Mach.Port<T> is the managed equivalent of a mach_port_name_t.
Mach port names can be moved in and out of instances as needed using init and relinquish.

func doStuffWithSendRightThenReturnIt(name:mach_port_name_t) -> mach_port_name_t {
	let send = Mach.Port<Mach.SendRight>(name)
	/* ... */
	return once.relinquish()
}

Types

There are three types of Mach port right: receive, send, and send-once. In the C interface, the type of right being manipulated is not known by the compiler. In this Swift interface, the types explicitly declare which rights can be created from what other rights, and in what way, eliminating KERN_INVALID_RIGHT runtime failures.

Allocation

Send and receive (but not send-once) port names are coalesced. In this interface, the caller is no longer involved in specifying the destination name when creating new rights. So, the KERN_RIGHT_EXISTS runtime error is not possible.

Automatic Deallocation

All valid (in the Mach sense) port rights must be deallocated exactly once, including dead names. So, rights are deallocated when the object is deinited, unless a right is relinquished, in which case ownership is transferred out of the object and automatic deallocation at destruction is disabled. For receive ports this is a mod refs -1, but the intent is the same.

There is very little functional difference between MACH_PORT_DEAD and a valid dead name; MACH_PORT_DEAD simply means the port died before entering the task that received it. However, MACH_PORT_DEAD does not represent a right that requires deallocation. So, for convenience, constructing rights with MACH_PORT_DEAD is allowed, but automatic deallocation won't happen.

Limits

The ipc space (the kernel-side storage of a proc's Mach port state) should be large enough to fit any reasonable workload. So, any time there is not enough ipc space to create a new right (KERN_NO_SPACE), the process will abort with a message indicating a possible bug. In the swift interface this is only possible when creating recieve or send-once rights.

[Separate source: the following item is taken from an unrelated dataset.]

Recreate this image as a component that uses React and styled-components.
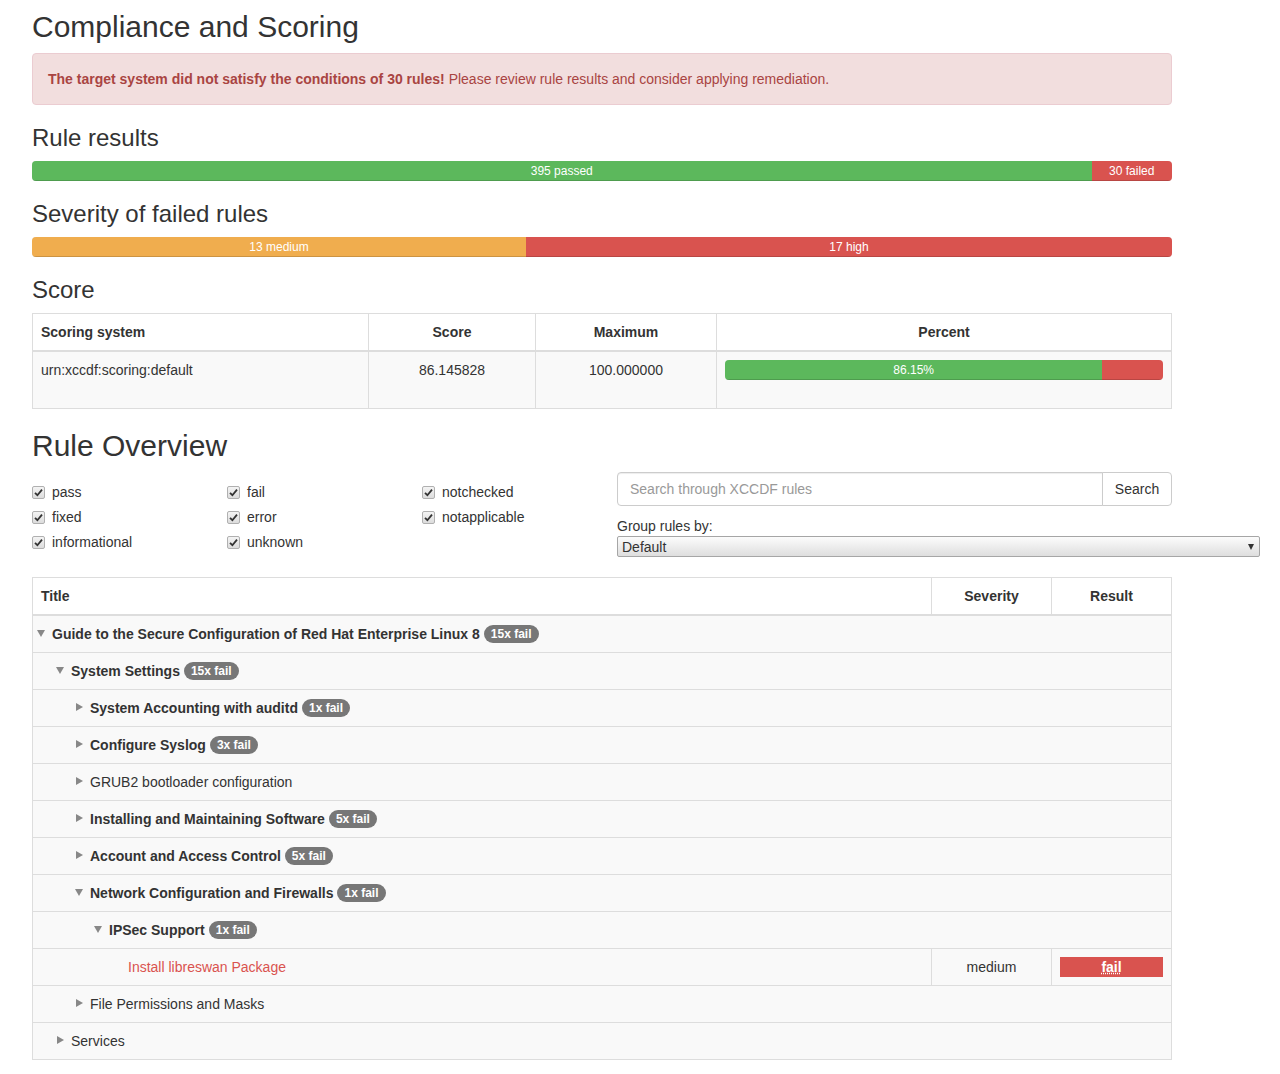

Similar to ipc space, the uref field should be wide enough to fit any reasonable workload. So, in cases where a uref would overflow (KERN_UREFS_OVERFLOW), the process is aborted with a message indicating a possible bug.

Swift Interface

#if $MoveOnly && (os(macOS) || os(iOS) || os(watchOS) || os(tvOS))

import Darwin.Mach

protocol MachPortRight {}

enum Mach {
    @_moveOnly
    struct Port<RightType:MachPortRight> {
        /// Transfer ownership of an existing unmanaged Mach port right into a
        /// Mach.Port by name.
        ///
        /// This initializer aborts if name is MACH_PORT_NULL.
        ///
        /// If the type of the right does not match the type T of Mach.Port<T>
        /// being constructed, behavior is undefined.
        ///
        /// The underlying port right will be automatically deallocated at the
        /// end of the Mach.Port instance's lifetime.
        ///
        /// This initializer makes a syscall to guard the right.
        init(name: mach_port_name_t)

        /// Borrow access to the port name in a block that can perform
        /// non-consuming operations.
        ///
        /// Take care when using this function; many operations consume rights,
        /// and send-once rights are easily consumed.
        ///
        /// If the right is consumed, behavior is undefined.
        ///
        /// The body block may optionally return something, which will then be
        /// returned to the caller of withBorrowedName.
        func withBorrowedName<ReturnType>(body: (mach_port_name_t) -> ReturnType) -> ReturnType
    }

    /// Possible errors that can be thrown by Mach.Port operations.
    enum PortRightError : Error {
        /// Returned when an operation cannot be completed, because the Mach
        /// port right has become a dead name. This is caused by deallocation of the
        /// receive right on the other end.
        case deadName
    }

    /// The MachPortRight type used to manage a receive right.
    struct ReceiveRight : MachPortRight {}

    /// The MachPortRight type used to manage a send right.
    struct SendRight : MachPortRight {}

    /// The MachPortRight type used to manage a send-once right.
    ///
    /// Send-once rights are the most restrictive type of Mach port rights.
    /// They cannot create other rights, and are consumed upon use.
    ///
    /// Upon destruction a send-once notification will be sent to the
    /// receiving end.
    struct SendOnceRight : MachPortRight {}

    /// Create a connected pair of rights, one receive, and one send.
    ///
    /// This function will abort if the rights could not be created.
    /// Callers may assert that valid rights are always returned.
    static func allocatePortRightPair() -> (Mach.Port<Mach.ReceiveRight>, Mach.Port<Mach.SendRight>)
}

extension Mach.Port where RightType == Mach.ReceiveRight {
    /// Transfer ownership of an existing, unmanaged, but already guarded,
    /// Mach port right into a Mach.Port by name.
    ///
    /// This initializer aborts if name is MACH_PORT_NULL.
    ///
    /// If the type of the right does not match the type T of Mach.Port<T>
    /// being constructed, the behavior is undefined.
    ///
    /// The underlying port right will be automatically deallocated when
    /// the Mach.Port object is destroyed.
    init(name: mach_port_name_t, context: mach_port_context_t)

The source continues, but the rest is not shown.